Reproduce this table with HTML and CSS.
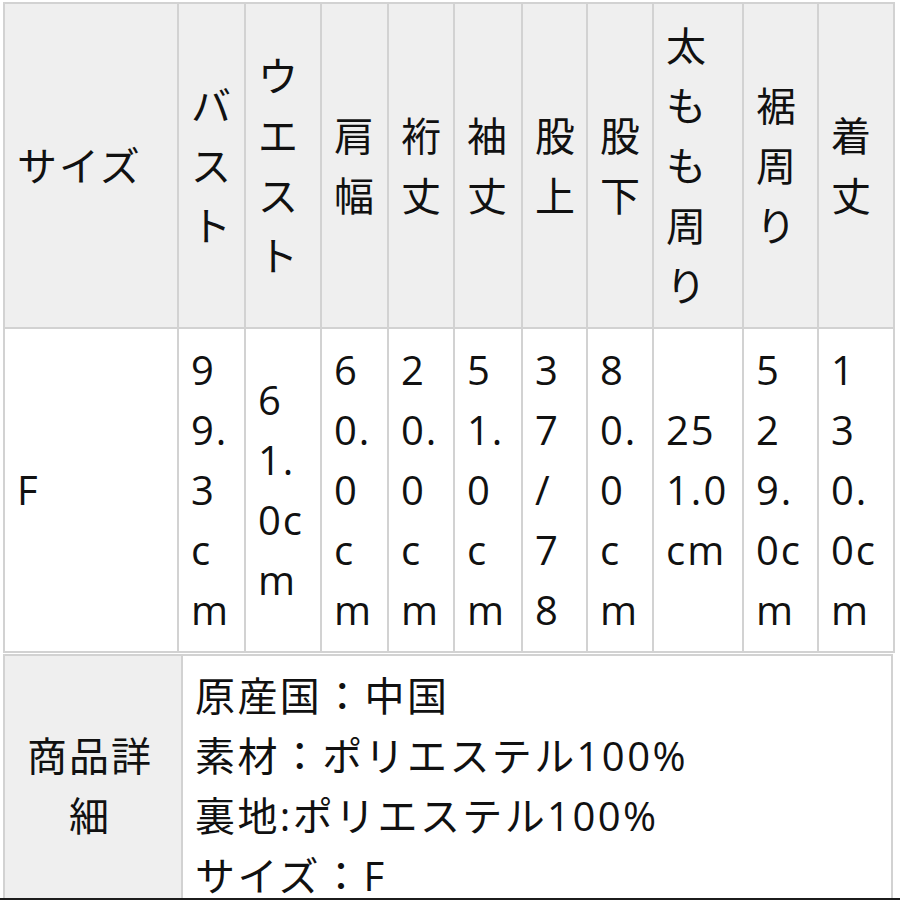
FILE: index.html
```html
<!DOCTYPE html>
<html lang="ja">
<head>
<meta charset="utf-8">
<title>サイズ表</title>
<link rel="stylesheet" href="styles.css">
</head>
<body>
<div class="sheet">
  <table class="size-table">
    <colgroup>
      <col class="c-label">
      <col class="c-67">
      <col class="c-76">
      <col class="c-67">
      <col class="c-66">
      <col class="c-68">
      <col class="c-65">
      <col class="c-66">
      <col class="c-90">
      <col class="c-75">
      <col class="c-76">
    </colgroup>
    <thead>
      <tr>
        <th class="first">サイズ</th>
        <th>バスト</th>
        <th>ウエスト</th>
        <th>肩幅</th>
        <th>裄丈</th>
        <th>袖丈</th>
        <th>股上</th>
        <th>股下</th>
        <th>太もも周り</th>
        <th>裾周り</th>
        <th>着丈</th>
      </tr>
    </thead>
    <tbody>
      <tr>
        <td class="first">F</td>
        <td>99.3cm</td>
        <td>61.0cm</td>
        <td>60.0cm</td>
        <td>20.0cm</td>
        <td>51.0cm</td>
        <td>37/78</td>
        <td>80.0cm</td>
        <td>251.0cm</td>
        <td>529.0cm</td>
        <td>130.0cm</td>
      </tr>
    </tbody>
  </table>

  <table class="detail-table">
    <colgroup>
      <col class="d-label">
      <col>
    </colgroup>
    <tbody>
      <tr>
        <th class="first">商品詳細</th>
        <td>原産国：中国<br>素材：ポリエステル100%<br>裏地:ポリエステル100%<br>サイズ：F</td>
      </tr>
    </tbody>
  </table>
</div>
<div class="screen-edge"></div>
</body>
</html>
```

FILE: styles.css
```css
* {
  box-sizing: border-box;
}

html, body {
  margin: 0;
  padding: 0;
  background: #ffffff;
}

body {
  font-family: "Open Sans", "Noto Sans CJK JP", sans-serif;
  font-size: 40px;
  line-height: 60px;
  letter-spacing: 2px;
  color: #111111;
}

.sheet {
  padding: 2px 0 0 3px;
  display: flex;
  flex-direction: column;
  align-items: flex-start;
}

table {
  border-collapse: separate;
  border-spacing: 0;
  table-layout: fixed;
}

th, td {
  font-weight: normal;
  text-align: left;
  vertical-align: middle;
  border-right: 2px solid #d2d2d2;
  border-bottom: 2px solid #d2d2d2;
  word-break: break-all;
}

th.first, td.first {
  border-left: 2px solid #d2d2d2;
}

.size-table {
  width: 892px;
}

.size-table thead th {
  border-top: 2px solid #d2d2d2;
  background: #efefef;
  padding: 12px 13px 11px 12px;
}

.size-table td {
  padding: 11px 13px 11px 12px;
  background: #ffffff;
  line-break: anywhere;
}

.c-label { width: 176px; }
.c-65 { width: 65px; }
.c-66 { width: 66px; }
.c-67 { width: 67px; }
.c-68 { width: 68px; }
.c-75 { width: 75px; }
.c-76 { width: 76px; }
.c-90 { width: 90px; }

.detail-table {
  width: 890px;
  margin-top: 1px;
}

.detail-table th,
.detail-table td {
  border-top: 2px solid #d2d2d2;
  padding: 10px 18px 10px 12px;
}

.detail-table th {
  background: #efefef;
  text-align: center;
}

.detail-table td {
  letter-spacing: 2.4px;
}

.d-label { width: 180px; }

.screen-edge {
  position: fixed;
  left: 0;
  right: 0;
  bottom: 0;
  height: 2px;
  background: #1c1c1c;
}
```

● GOAL OF THE EXERCISE
Omit the pictures and reproduce the listing exactly.

● WRITTEN SOLUTION
Reproduce this table with HTML and CSS.
FILE: index.html
```html
<!DOCTYPE html>
<html lang="ja">
<head>
<meta charset="utf-8">
<title>サイズ表</title>
<link rel="stylesheet" href="styles.css">
</head>
<body>
<div class="sheet">
  <table class="size-table">
    <colgroup>
      <col class="c-label">
      <col class="c-67">
      <col class="c-76">
      <col class="c-67">
      <col class="c-66">
      <col class="c-68">
      <col class="c-65">
      <col class="c-66">
      <col class="c-90">
      <col class="c-75">
      <col class="c-76">
    </colgroup>
    <thead>
      <tr>
        <th class="first">サイズ</th>
        <th>バスト</th>
        <th>ウエスト</th>
        <th>肩幅</th>
        <th>裄丈</th>
        <th>袖丈</th>
        <th>股上</th>
        <th>股下</th>
        <th>太もも周り</th>
        <th>裾周り</th>
        <th>着丈</th>
      </tr>
    </thead>
    <tbody>
      <tr>
        <td class="first">F</td>
        <td>99.3cm</td>
        <td>61.0cm</td>
        <td>60.0cm</td>
        <td>20.0cm</td>
        <td>51.0cm</td>
        <td>37/78</td>
        <td>80.0cm</td>
        <td>251.0cm</td>
        <td>529.0cm</td>
        <td>130.0cm</td>
      </tr>
    </tbody>
  </table>

  <table class="detail-table">
    <colgroup>
      <col class="d-label">
      <col>
    </colgroup>
    <tbody>
      <tr>
        <th class="first">商品詳細</th>
        <td>原産国：中国<br>素材：ポリエステル100%<br>裏地:ポリエステル100%<br>サイズ：F</td>
      </tr>
    </tbody>
  </table>
</div>
<div class="screen-edge"></div>
</body>
</html>
```

FILE: styles.css
```css
* {
  box-sizing: border-box;
}

html, body {
  margin: 0;
  padding: 0;
  background: #ffffff;
}

body {
  font-family: "Open Sans", "Noto Sans CJK JP", sans-serif;
  font-size: 40px;
  line-height: 60px;
  letter-spacing: 2px;
  color: #111111;
}

.sheet {
  padding: 2px 0 0 3px;
  display: flex;
  flex-direction: column;
  align-items: flex-start;
}

table {
  border-collapse: separate;
  border-spacing: 0;
  table-layout: fixed;
}

th, td {
  font-weight: normal;
  text-align: left;
  vertical-align: middle;
  border-right: 2px solid #d2d2d2;
  border-bottom: 2px solid #d2d2d2;
  word-break: break-all;
}

th.first, td.first {
  border-left: 2px solid #d2d2d2;
}

.size-table {
  width: 892px;
}

.size-table thead th {
  border-top: 2px solid #d2d2d2;
  background: #efefef;
  padding: 12px 13px 11px 12px;
}

.size-table td {
  padding: 11px 13px 11px 12px;
  background: #ffffff;
  line-break: anywhere;
}

.c-label { width: 176px; }
.c-65 { width: 65px; }
.c-66 { width: 66px; }
.c-67 { width: 67px; }
.c-68 { width: 68px; }
.c-75 { width: 75px; }
.c-76 { width: 76px; }
.c-90 { width: 90px; }

.detail-table {
  width: 890px;
  margin-top: 1px;
}

.detail-table th,
.detail-table td {
  border-top: 2px solid #d2d2d2;
  padding: 10px 18px 10px 12px;
}

.detail-table th {
  background: #efefef;
  text-align: center;
}

.detail-table td {
  letter-spacing: 2.4px;
}

.d-label { width: 180px; }

.screen-edge {
  position: fixed;
  left: 0;
  right: 0;
  bottom: 0;
  height: 2px;
  background: #1c1c1c;
}
```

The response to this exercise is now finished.